ABD'de yeni yönetimin öncelikleri ve Suudi Arabistan'ın yeri
Konuyla ilgili değerlendirmesinde Brookings Enstitüsü Ortadoğu Politikası Merkezi kıdemli uzmanı Shadi Hamid de, ABD'nin bölgede 'geleneksel olarak oynadığı rolü' büyük ölçüde bıraktığını ve bunun Suud-Amerikan ilişkilerini ciddi ölçüde etkilediğini belirtti.
'Obama yönetiminin ilkelerinden biri de, kendi boşalttığı alana bölgesel güçlerin kendi sorumluluklarını alarak girmesiydi; ancak teoride iyi gözüken bu yaklaşımın pratikte oldukça sorunlu olabildiği görüldü.' şeklinde konuşan Hamid, Riyad yönetiminin özellikle yeni kral Selman ile bölgesel anlamda yeni açılımlar yapma gayretine girdiğini vurguladı.
Riyad yönetiminin bölgede İran'a açılmış alanlar gördüğünü ve bundan dolayı belli ölçüde agresif davranmaya çalıştığını anlatan Hamid, 'Suudi Arabistan, ABD'nin bölgede oynadığı geleneksel rolü oynamaya istekli olmadığı sürece daha agresif davranacaktır.' ifadelerini kullandı.
İki ülke arasında İran'ın dışında Suriye konusunda da ciddi fikir ayrılıkları olduğuna işaret eden Hamid, bunların mevcut Obama yönetimiyle aşılamayacak sorunlar olarak görüldüğünü ve artık yeni başkanın beklendiğini dile getirdi.
Suudi Arabistan'la ikili ilişkilerin nasıl yeniden düzenleneceği sorusunun, yeni yönetimin önündeki temel önceliklerden biri olacağını kaydeden Hamid, 'İlişkilerin derin, stratejik ve uzun vadeli vizyona sahip olduğu döneme geri dönmek artık çok zor. bence bunu Arap Baharı imkansız kılıyor.' dedi.

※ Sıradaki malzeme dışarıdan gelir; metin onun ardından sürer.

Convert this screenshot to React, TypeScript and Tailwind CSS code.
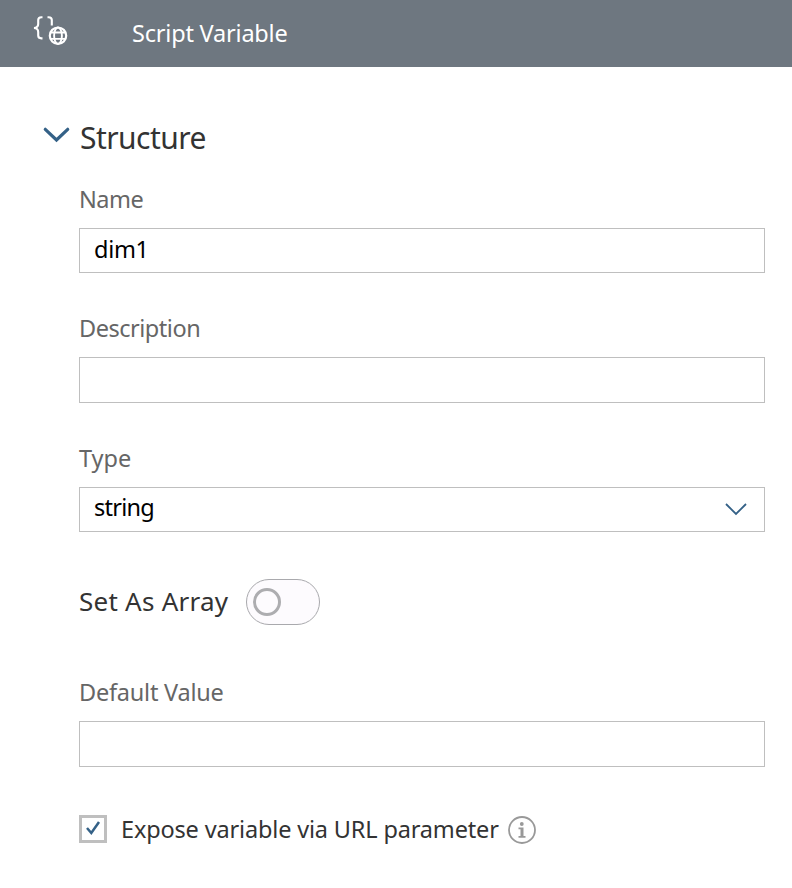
import React, { useState } from "react";
import { clsx } from "clsx";

type FieldProps = {
  label: string;
  labelClassName?: string;
  className?: string;
  children: React.ReactNode;
};

const Field = ({ label, labelClassName, className, children }: FieldProps) => (
  <div className={clsx("flex flex-col", className)}>
    <label
      className={clsx(
        "mb-[13px] h-8 whitespace-nowrap text-[23.5px] leading-8 text-[#666666]",
        labelClassName,
      )}
    >
      {label}
    </label>
    {children}
  </div>
);

const inputClass =
  "w-full border border-[#bfbfbf] bg-white px-3.5 text-[23.5px] text-black outline-none";

const ScriptVariableIcon = () => (
  <svg
    width="36"
    height="32"
    viewBox="0 0 36 32"
    fill="none"
    stroke="white"
    strokeWidth="2.100"
  >
    <path d="M10.500 2.200H9.400C7.200 2.200 6.200 3.200 6.200 5V9C6.200 11.300 5 12.800 2 13C5 13.200 6.200 14.700 6.200 17V20.600C6.200 22.500 7.200 23.400 9.400 23.400H10.500" />
    <path d="M15.500 2.200H16.600C18.800 2.200 19.800 3.200 19.800 5V10.500" />
    <circle cx="26" cy="20.700" r="8.200" strokeWidth="2.200" />
    <ellipse cx="26" cy="20.700" rx="3.900" ry="8.200" strokeWidth="1.900" />
    <path d="M18.800 17.500H33.200M18.800 23.900H33.200" strokeWidth="1.900" />
  </svg>
);

const App = () => {
  const [name, setName] = useState("dim1");
  const [description, setDescription] = useState("");
  const [defaultValue, setDefaultValue] = useState("");
  const [isArray, setIsArray] = useState(false);
  const [exposed, setExposed] = useState(true);

  return (
    <div className="min-h-screen w-full bg-white font-['Noto_Sans',sans-serif]">
      <header className="flex h-[67px] items-start bg-[#6e7780] pl-8 pt-[15px]">
        <ScriptVariableIcon />
        <h1 className="ml-16 mt-[2px] whitespace-nowrap text-[23.5px] leading-8 tracking-[-0.2px] text-white">
          Script Variable
        </h1>
      </header>

      <main className="pl-[79px] pr-[27px] pt-[51px]">
        <div className="-ml-[37px] flex h-10 items-start">
          <svg
            width="28"
            height="18"
            viewBox="0 0 28 18"
            fill="none"
            stroke="#346187"
            strokeWidth="3.200"
            className="mt-[8px]"
          >
            <path d="M3.300 3.300L14.500 14L25.700 3.300" strokeLinecap="round" />
          </svg>
          <h2 className="ml-[10px] whitespace-nowrap text-[30px] leading-10 tracking-[-0.55px] text-[#333333]">
            Structure
          </h2>
        </div>

        <Field
          label="Name"
          className="mt-[25px]"
          labelClassName="tracking-[-0.5px]"
        >
          <input
            className={clsx(inputClass, "h-[45px] pb-[3px] tracking-[-0.3px]")}
            value={name}
            onChange={(e) => setName(e.target.value)}
          />
        </Field>

        <Field
          label="Description"
          className="mt-[39px]"
          labelClassName="tracking-[-0.48px]"
        >
          <input
            className={clsx(inputClass, "h-[46px]")}
            value={description}
            onChange={(e) => setDescription(e.target.value)}
          />
        </Field>

        <Field label="Type" className="mt-[39px]">
          <button
            className={clsx(
              inputClass,
              "flex h-[45px] items-center justify-between pr-[16px]",
            )}
          >
            <span className="-mt-[5px] leading-8 tracking-[-0.75px]">
              string
            </span>
            <svg
              width="24"
              height="14"
              viewBox="0 0 24 14"
              fill="none"
              stroke="#346187"
              strokeWidth="1.800"
              className="-mt-px"
            >
              <path d="M2 2L12 12L22 2" />
            </svg>
          </button>
        </Field>

        <div className="mt-[47px] flex h-[46px] items-center">
          <span className="-mt-[2px] w-[167px] whitespace-nowrap text-[26px] leading-9 tracking-[0.25px] text-[#333333]">
            Set As Array
          </span>
          <button
            role="switch"
            aria-checked={isArray}
            onClick={() => setIsArray(!isArray)}
            className={clsx(
              "flex h-[46px] w-[74px] items-center rounded-full border border-[#a9a9ad] bg-[#fdfbfe] px-1.5",
              isArray && "justify-end",
            )}
          >
            <span className="size-7 rounded-full border-3 border-[#adadb0]" />
          </button>
        </div>

        <Field
          label="Default Value"
          className="mt-[51px]"
          labelClassName="tracking-[-0.22px]"
        >
          <input
            className={clsx(inputClass, "h-[46px]")}
            value={defaultValue}
            onChange={(e) => setDefaultValue(e.target.value)}
          />
        </Field>

        <div className="mt-[46px] flex h-8 items-start">
          <button
            role="checkbox"
            aria-checked={exposed}
            onClick={() => setExposed(!exposed)}
            className="mt-[2px] flex size-7 shrink-0 items-center justify-center border-3 border-[#bfbfbf]"
          >
            {exposed && (
              <svg
                width="22"
                height="22"
                viewBox="0 0 22 22"
                fill="none"
                stroke="#346187"
                strokeWidth="2.500"
                className="shrink-0"
              >
                <path d="M5 10L9.300 15L17 4" />
              </svg>
            )}
          </button>
          <span className="ml-3.5 w-[387px] whitespace-nowrap text-[23.5px] leading-8 tracking-[-0.16px] text-[#333333]">
            Expose variable via URL parameter
          </span>
          <svg
            width="28"
            height="28"
            viewBox="0 0 28 28"
            fill="none"
            className="mt-[3px]"
          >
            <circle cx="14" cy="14" r="13" stroke="#999999" strokeWidth="1.800" />
            <circle cx="13.800" cy="8" r="1.900" fill="#999999" />
            <path
              d="M10.500 11.500H15.500V20H17.500V21.800H10.500V20H12.500V13.300H10.500Z"
              fill="#999999"
            />
          </svg>
        </div>
      </main>
    </div>
  );
};

export default App;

'Suudi Arabistan ile ABD boşanmış değil'
Bu yapısal ayrışmalara karşın Suudi Arabistan'ın son yıllarda ABD'den 100 milyar dolara yakın silah satın aldığı ve iki ülke arasında başta terörle mücadele olmak üzere birçok alanda kurumsal işbirliği olduğu da not edilmeli.
Obama'nın uzun yıllar dış politika danışmanlığını yapan Bruce Reidel, Washington Post gazetesindeki bir makalede, 'Suudi Arabistan ile ABD boşanmış değil; bu iki ülkenin hala birbirine ihtiyacı var.' ifadelerini kullandı.
Tüm bu ortaklıklar ve ayrışmaların ışığında koltuğunu 2017 yılı başında yeni başkana devredecek olan Obama, halefine, bir yanda İran'la nükleer anlaşma, öte yanda Suudi Arabistan'la bozulan ilişkilerden kaynaklanan zorlu bir miras bırakmış olacak.